By Ben Smith
I’ve been so excited to see all of the pictures of young people with their first deer lately, and there have been more than a handful. It gives me great joy to see parents introducing their children to the outdoors. I’ve always been a believer that the best way to teach kids about gun safety, and life, is to get them out in the woods and let them experience it. Kids need to understand firearms and the responsibility of having one. Kids, at some point, will have to learn about death. What better way to show them than through deer hunting? Kids need to learn where food comes from and the sacrifice an animal makes to provide us with our meals. Hunting provides these lessons, and not enough people are taking advantage of a great teaching moment.
Being a baseball guy, I’m a little bit of a numbers snob. As a coach, I spend a good deal of my time combing through various statistics that pretty much tell the story of how our season is going. For instance, if our team batting average is high, that means we are probably scoring runs. If our team ERA (Earned Run Average) is low, we are probably keeping the other team from scoring. If you add in a high fielding percentage with the other two, it probably means we are winning games. Statistics matter. You are what your stats say you are. That said, what do the statistics say about the hunting community?
If I’m going to be a numbers guy for baseball, I’m going to be a numbers guy for hunting. And if we are going by numbers, I’m a little concerned at the future of hunting in America. According to recent records by the United States Fish and Wildlife Service there has been a drastic decline in the hunting population. In 1960, there were 14 million hunters in America, which made up about 7.7 percent of the total population. In 1982, there were 16.7 million hunters, but by then that only made up about 7.2 percent of the population. 1982 was the peak year for licenses sold. Fast forward to 2020. In 2020, there were 15.2 million hunters. That only makes up 4.6 percent of the current American population. That’s an alarming trend.
During the period from 1960 to 2020, fishing has also declined, but not as rapidly as hunting. I will report that the national average of hunters at 4.4 percent is far below that of Mississippi. Mississippi stands at 9.1 percent of its population being hunters. I was shocked to learn that sixteen other states have a higher percentage of hunters than Mississippi. So, if only 9.1 percent of Mississippians are hunting, and only 4.4 percent of Americans are hunting, what’s the reason?
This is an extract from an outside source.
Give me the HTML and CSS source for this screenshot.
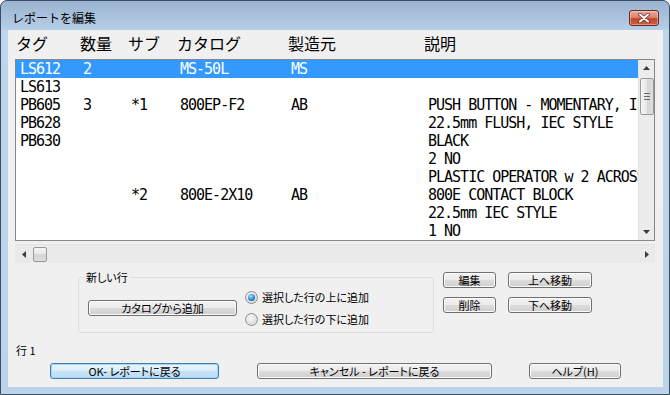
FILE: index.html
```html
<!DOCTYPE html>
<html lang="ja">
<head>
<meta charset="utf-8">
<title>レポートを編集</title>
<link rel="stylesheet" href="styles.css">
</head>
<body>
<div class="window">
  <div class="titlebar">
    <span class="title">レポートを編集</span>
    <button class="close" aria-label="閉じる">
      <svg width="14" height="10" viewBox="0 0 14 10"><path d="M3 1.5 L11 8.5 M11 1.5 L3 8.5" stroke="#6a3026" stroke-width="3.6" stroke-linecap="round"/><path d="M3 1.5 L11 8.5 M11 1.5 L3 8.5" stroke="#ffffff" stroke-width="2" stroke-linecap="round"/></svg>
    </button>
  </div>
  <div class="client">
    <div class="hdr">
      <span>タグ</span><span>数量</span><span>サブ</span><span>カタログ</span><span>製造元</span><span>説明</span>
    </div>
    <div class="list">
      <div class="rows">
        <div class="row sel"><span>LS612</span><span>2</span><span></span><span>MS-50L</span><span>MS</span><span></span></div>
        <div class="row"><span>LS613</span><span></span><span></span><span></span><span></span><span></span></div>
        <div class="row"><span>PB605</span><span>3</span><span>*1</span><span>800EP-F2</span><span>AB</span><span>PUSH BUTTON - MOMENTARY, IP66</span></div>
        <div class="row"><span>PB628</span><span></span><span></span><span></span><span></span><span>22.5mm FLUSH, IEC STYLE</span></div>
        <div class="row"><span>PB630</span><span></span><span></span><span></span><span></span><span>BLACK</span></div>
        <div class="row"><span></span><span></span><span></span><span></span><span></span><span>2 NO</span></div>
        <div class="row"><span></span><span></span><span></span><span></span><span></span><span>PLASTIC OPERATOR w 2 ACROSS</span></div>
        <div class="row"><span></span><span></span><span>*2</span><span>800E-2X10</span><span>AB</span><span>800E CONTACT BLOCK</span></div>
        <div class="row"><span></span><span></span><span></span><span></span><span></span><span>22.5mm IEC STYLE</span></div>
        <div class="row"><span></span><span></span><span></span><span></span><span></span><span>1 NO</span></div>
      </div>
      <div class="vscroll">
        <span class="sarrow v"><svg width="7" height="4" viewBox="0 0 7 4"><path d="M0 4 L3.5 0 L7 4 Z" fill="#3c3c3c"/></svg></span>
        <span class="vthumb"><i></i><i></i><i></i></span>
        <span class="track"></span>
        <span class="sarrow v"><svg width="7" height="4" viewBox="0 0 7 4"><path d="M0 0 L7 0 L3.5 4 Z" fill="#3c3c3c"/></svg></span>
      </div>
    </div>
    <div class="hscroll">
      <span class="sarrow h"><svg width="4" height="7" viewBox="0 0 4 7"><path d="M4 0 L4 7 L0 3.5 Z" fill="#3c3c3c"/></svg></span>
      <span class="hthumb"></span>
      <span class="track"></span>
      <span class="sarrow h"><svg width="4" height="7" viewBox="0 0 4 7"><path d="M0 0 L4 3.5 L0 7 Z" fill="#3c3c3c"/></svg></span>
    </div>
    <div class="lower">
      <fieldset class="group">
        <legend>新しい行</legend>
        <button class="btn add">カタログから追加</button>
        <div class="radios">
          <label class="radio-row"><span class="radio on"><span class="dot"></span></span>選択した行の上に追加</label>
          <label class="radio-row"><span class="radio"></span>選択した行の下に追加</label>
        </div>
      </fieldset>
      <div class="side">
        <button class="btn">編集</button>
        <button class="btn">上へ移動</button>
        <button class="btn">削除</button>
        <button class="btn">下へ移動</button>
      </div>
    </div>
    <div class="status">行 1</div>
    <div class="footer">
      <button class="btn ok">OK- レポートに戻る</button>
      <button class="btn cancel">キャンセル - レポートに戻る</button>
      <button class="btn help">ヘルプ(H)</button>
    </div>
  </div>
</div>
</body>
</html>
```
FILE: styles.css
```css
* { box-sizing: border-box; }
html, body { margin: 0; padding: 0; }
body {
  width: 670px;
  height: 395px;
  overflow: hidden;
  background: #ffffff;
  font-family: "Noto Sans CJK JP", sans-serif;
  color: #000;
}
.window {
  width: 670px;
  height: 395px;
  border: 1px solid #3a4d63;
  border-radius: 7px 7px 0 0;
  background: linear-gradient(to bottom, #9ab3cf 0, #b7cee8 29px, #bfd5ed 29px, #bcd3ec 100%);
  display: flex;
  flex-direction: column;
}
.titlebar {
  height: 29px;
  display: flex;
  align-items: center;
  padding: 5px 10px 0 11px;
}
.title {
  flex: 1;
  font-size: 12px;
  line-height: 14px;
}
.close {
  width: 30px;
  height: 16px;
  padding: 0;
  border: 1px solid #6d2a20;
  border-radius: 3px;
  background: linear-gradient(to bottom, #e9a898 0%, #d98670 45%, #c4452e 55%, #cf5e43 100%);
  box-shadow: inset 0 0 0 1px rgba(255, 255, 255, 0.35);
  display: flex;
  align-items: center;
  justify-content: center;
}
.client {
  margin: 0 6px 0 7px;
  height: 357px;
  background: #f0f0f0;
  display: flex;
  flex-direction: column;
}
.hdr {
  height: 29px;
  display: grid;
  grid-template-columns: 64px 48px 49px 111px 136px 1fr;
  align-items: center;
  padding: 0 0 3px 8px;
  font-size: 16px;
  line-height: 20px;
}
.list {
  margin: 0 8px 0 7px;
  height: 182px;
  border: 1px solid #828790;
  background: #ffffff;
  display: flex;
}
.rows {
  flex: 1;
  min-width: 0;
  overflow: hidden;
  font-family: "DejaVu Sans Mono", monospace;
  font-size: 15px;
  letter-spacing: -1px;
}
.row {
  height: 18px;
  line-height: 18px;
  display: grid;
  grid-template-columns: 63px 48px 49px 111px 137px minmax(0, 1fr);
  padding-left: 4px;
  white-space: nowrap;
}
.row span { overflow: hidden; }
.row.sel { background: #3399ff; color: #ffffff; }
.vscroll {
  width: 16px;
  display: flex;
  flex-direction: column;
  align-items: center;
  background: #ececec;
  border-left: 1px solid #e2e2e2;
}
.sarrow {
  display: flex;
  align-items: center;
  justify-content: center;
  flex: none;
}
.sarrow.v { width: 15px; height: 16px; }
.sarrow.h { width: 17px; height: 19px; }
.vthumb {
  width: 14px;
  height: 37px;
  margin-top: 2px;
  border: 1px solid #9a9a9a;
  border-radius: 2px;
  background: linear-gradient(to right, #f4f4f4, #e6e6e6 50%, #d6d6d6 50%, #dcdcdc);
  display: flex;
  flex-direction: column;
  align-items: center;
  justify-content: center;
  gap: 2px;
}
.vthumb i {
  display: block;
  width: 6px;
  height: 1px;
  background: #6a6a6a;
}
.track { flex: 1; }
.hscroll {
  margin: 3px 8px 0 7px;
  height: 19px;
  display: flex;
  align-items: flex-start;
  background: #eaeaea;
  border-top: 1px solid #e3e3e3;
}
.hthumb {
  width: 14px;
  height: 15px;
  margin: 2px 0 0 1px;
  border: 1px solid #9a9a9a;
  border-radius: 2px;
  background: linear-gradient(to bottom, #f6f6f6, #e6e6e6 50%, #d6d6d6 50%, #dcdcdc);
}
.lower {
  display: flex;
  align-items: flex-start;
  margin: 7px 0 0 70px;
}
.group {
  width: 356px;
  height: 63px;
  margin: 0;
  min-width: 0;
  padding: 2px 0 2px 9px;
  border: 1px solid #d5dfe5;
  border-radius: 3px;
  display: flex;
  align-items: center;
}
.group legend {
  font-size: 11px;
  line-height: 14px;
  padding: 0 2px;
  margin-left: -4px;
  font-feature-settings: "palt";
}
.btn {
  height: 16px;
  padding: 0;
  font-family: "Noto Sans CJK JP", sans-serif;
  font-size: 11px;
  line-height: 13px;
  color: #000;
  border: 1px solid #707070;
  border-radius: 3px;
  background: linear-gradient(to bottom, #f2f2f2 0%, #ebebeb 49%, #dddddd 50%, #cfcfcf 100%);
  box-shadow: inset 0 0 0 1px #fbfbfb;
  font-feature-settings: "palt";
  white-space: nowrap;
  overflow: hidden;
}
.add { width: 149px; margin-right: 8px; flex: none; }
.radios { display: flex; flex-direction: column; }
.radio-row {
  height: 22px;
  display: flex;
  align-items: center;
  gap: 4px;
  font-size: 11px;
  font-feature-settings: "palt";
}
.radio {
  width: 13px;
  height: 13px;
  border-radius: 50%;
  border: 1px solid #8e8f8f;
  background: radial-gradient(circle at 40% 35%, #f8f8f8, #dcdcdc 70%, #c8c8c8);
  display: flex;
  align-items: center;
  justify-content: center;
}
.radio .dot {
  width: 7px;
  height: 7px;
  border-radius: 50%;
  background: radial-gradient(circle at 40% 35%, #a9e6ff, #2a86cf 55%, #0d4f8c);
}
.side {
  margin: 2px 0 0 9px;
  display: grid;
  grid-template-columns: 53px 84px;
  grid-auto-rows: 16px;
  column-gap: 12px;
  row-gap: 9px;
}
.status {
  margin-top: 10px;
  padding-left: 8px;
  height: 14px;
  font-size: 11px;
  line-height: 14px;
}
.footer {
  margin-top: 6px;
  display: flex;
  padding-left: 42px;
}
.ok {
  width: 169px;
  border-color: #3c7fb1;
  background: linear-gradient(to bottom, #eaf5fc 0%, #dcedfa 49%, #c9e3f7 50%, #bcdcf4 100%);
  box-shadow: inset 0 0 0 1px #a6d5f5;
}
.cancel { width: 235px; margin-left: 38px; }
.help { width: 92px; margin-left: 37px; }
```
Now, the first half of this article is fact based material that you can research for yourself. The second half of this article is going to be my opinion on the matter. Whether it’s facts, or not, there are reasons for the decline of hunting in America. That is undeniable. Our country is entirely different than it was in 1960. Some for the better, some not so much. And since I rarely blame young people, or children, for the shortcomings of our country, I’ll keep with that theme today. The largest reason for the decline of hunting in America is…parents.
After talking with a few hunters, of which I greatly value their opinions, we all agree that kids today have far too much technology to keep them occupied. But we can’t blame that one on the kids, right? That’s a parenting decision. How often have you given your kids an iPad or some video game to keep them occupied? I’m guilty, too. That was time that could have been spent outdoors teaching them life lessons. Speaking of occupied, why do children today feel the need to be constantly occupied with technology? I’ll tell you why…parents. Poor parenting at that. We’ve allowed our children to think that they must have 24/7 stimulation and entertainment. My kids are quickly learning to not say the word “bored” around me. If our kids want to be stimulated all of the time, I’ve got plenty of yard for them to rake.
This might be an unpopular opinion, but I believe that the media has also led to the decline of hunting. In recent years, especially, the media has villainized the hunting community. There’s constant bombardment of how guns are bad for our nation. You can’t turn on the news without some whacko screaming about gun control. Wanna know what gun control is? It’s making a good shot. They’ve also, somehow made it seem appealing to be a vegan. If you’re vegan and that offends you, I don’t really care. If you want to eat nuts and berries that’s your business and your right as a red-blooded American, but let’s cut out the shaming of those that still have hair on their chest and a warrior in their heart.
My final reason for the decline of hunting in America, I equate to the travel ball/lessons parents. Too often we as parents are okay with someone else teaching our children the things that we should be teaching them ourselves. We’ve become okay with paying some “guru” fifty dollars an hour to sit on a bucket and tell our kid to “keep their head down”. If we won’t teach them the simple things like hitting a baseball, how in the heck can we ever teach them the important things about life and death? Or about where their food comes from? Once again, it’s not their fault that they don’t know, it’s ours.
I’m eternally grateful that I had men in my life that taught me things I needed to know. They taught me baseball. They taught me, and showed me, where my food comes from. They taught me responsibility through firearms. They taught me about life and death. If only 9.1 percent of Mississippians are hunting, what are the rest of the 90.9 percent doing to teach their children these things? If we look at the current situation of our state and our country, I’d say that we need more parents taking their kids hunting and fishing. Maybe that’s the key to repairing this great nation.